Para tentar recolocar a Rosas nas primeiras colocações, diversos processos estão sendo feitos, de acordo com Dante. “A gente tinha uma safra legal de sambas-enredo com propostas diferentes e a gente procurou escolher aquele que é mais adequado com a nossa estratégia de desfile. A Rosas de Ouro está passando por uma série de mudanças. A gente está pensando muito em reconhecer os nossos problemas e tentar superar. Acho que esse samba nos traz uma oportunidade melódica de fazer um carnaval mais leve e mais solto para a nossa comunidade. Foi isso o que pesou, mas eram três sambas legais. Acho que a gente teve uma condução muito bacana. O samba 9 é de compositores da casa, o 7 é da ala de compositores. Eu acho que saímos fortalecidos por trazer a nossa comunidade de volta. Conseguimos melhorar o horário e estou muito feliz com essa final”, aproveitando para falar da organização da instituição, que não contou com grandes atrasos para a escolha do samba-enredo.
A todo vapor
Muitos dos segmentos da agremiação já estão ensaiando para que todo o planejamento seja executado à perfeição. O casal de mestre-sala e porta-bandeira, por exemplo, já está há quase um semestre em ação, conta Uilian. “Já estamos ensaiando desde março, que foi o mês que antecedeu a minha apresentação na comunidade. Agora, vamos conseguir ter uma dança mais contextualizada, com gestos e movimentos muito mais sincronizados com o samba e, possivelmente, com a bateria – sabemos que a bateria do Rosas costuma ter muitos breques e paradinhas. Ao longo desse trabalho, vamos conseguir incrementar para termos a unidade na apresentação, tanto junto com a bateria quanto na coreografia na pista em si”, revelou.

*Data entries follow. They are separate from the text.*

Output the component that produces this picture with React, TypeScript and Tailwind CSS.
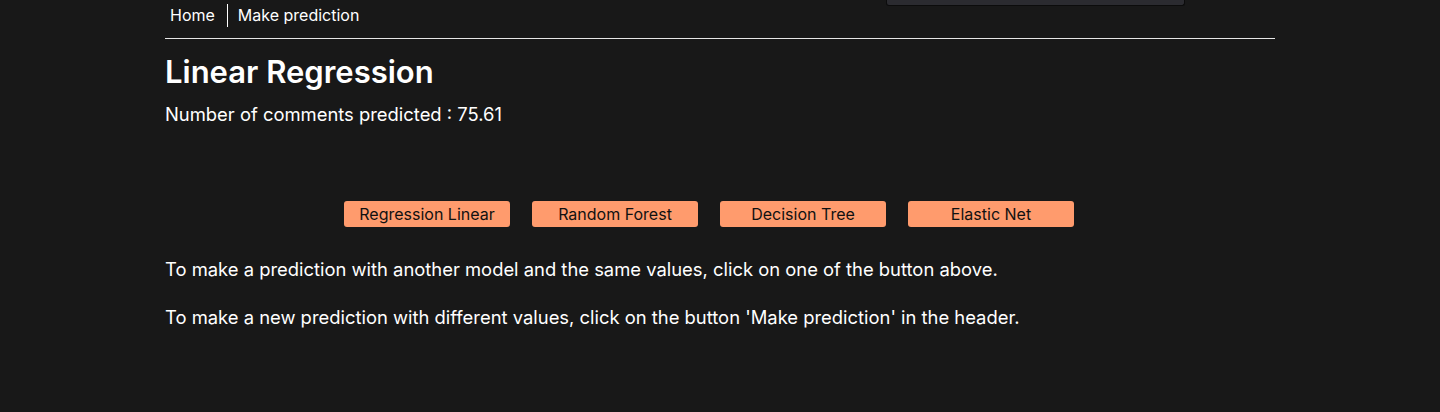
import React from "react";

const models = ["Regression Linear", "Random Forest", "Decision Tree", "Elastic Net"];

export default function App() {
  return (
    <div
      className="relative min-h-[412px] w-full bg-[#181818] text-white"
      style={{ fontFamily: "Inter, 'Noto Sans', sans-serif" }}
    >
      {/* dropdown edge peeking from above */}
      <div className="absolute left-[886px] top-0 h-[6px] w-[299px] rounded-b-[3px] border border-t-0 border-[#0c0c0c] bg-[#2b2b30]" />

      <div className="mx-auto w-[1110px]">
        <nav className="flex h-[39px] items-start border-b border-[#e6e6e6] pt-[4px] text-[16px]">
          <a className="pl-[5px] pr-[12px] leading-[23px]">Home</a>
          <span className="h-[23px] w-px bg-white" />
          <a className="pl-[10px] leading-[23px]">Make prediction</a>
        </nav>

        <h2 className="mt-[13px] text-[31px] font-semibold leading-[40px]">Linear Regression</h2>
        <p className="mt-[9px] text-[18.4px] leading-[27px]">Number of comments predicted : 75.61</p>

        <div className="mt-[73px] flex justify-center">
          {models.map((m) => (
            <button
              key={m}
              className="mr-[22px] h-[26px] w-[166px] rounded-[3px] bg-[#ff9b6d] text-[16px] text-[#111]"
            >
              {m}
            </button>
          ))}
        </div>

        <p className="mt-[29px] text-[18.4px] leading-[27px]">
          To make a prediction with another model and the same values, click on one of the button above.
        </p>
        <p className="mt-[21px] text-[18.4px] leading-[27px]">
          To make a new prediction with different values, click on the button 'Make prediction' in the header.
        </p>
      </div>
    </div>
  );
}
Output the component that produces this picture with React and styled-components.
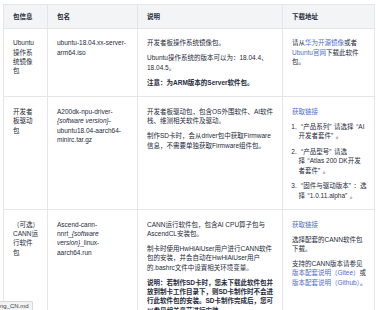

Os ritmistas da Bateria com Identidade também já estão esquentando o couro – e logo no começo da semana, como é tradicional na Brasilândia. “Já estamos ensaiando, estamos lapidando um pessoal que veio de audições que realizamos. A partir de agora, começamos a fazer laboratórios e começamos a montar arranjos e testá-los. Continuam os ensaios de segunda-feira, e vamos passando para a bateria o que vamos criando”, finalizou Mestre Rafa.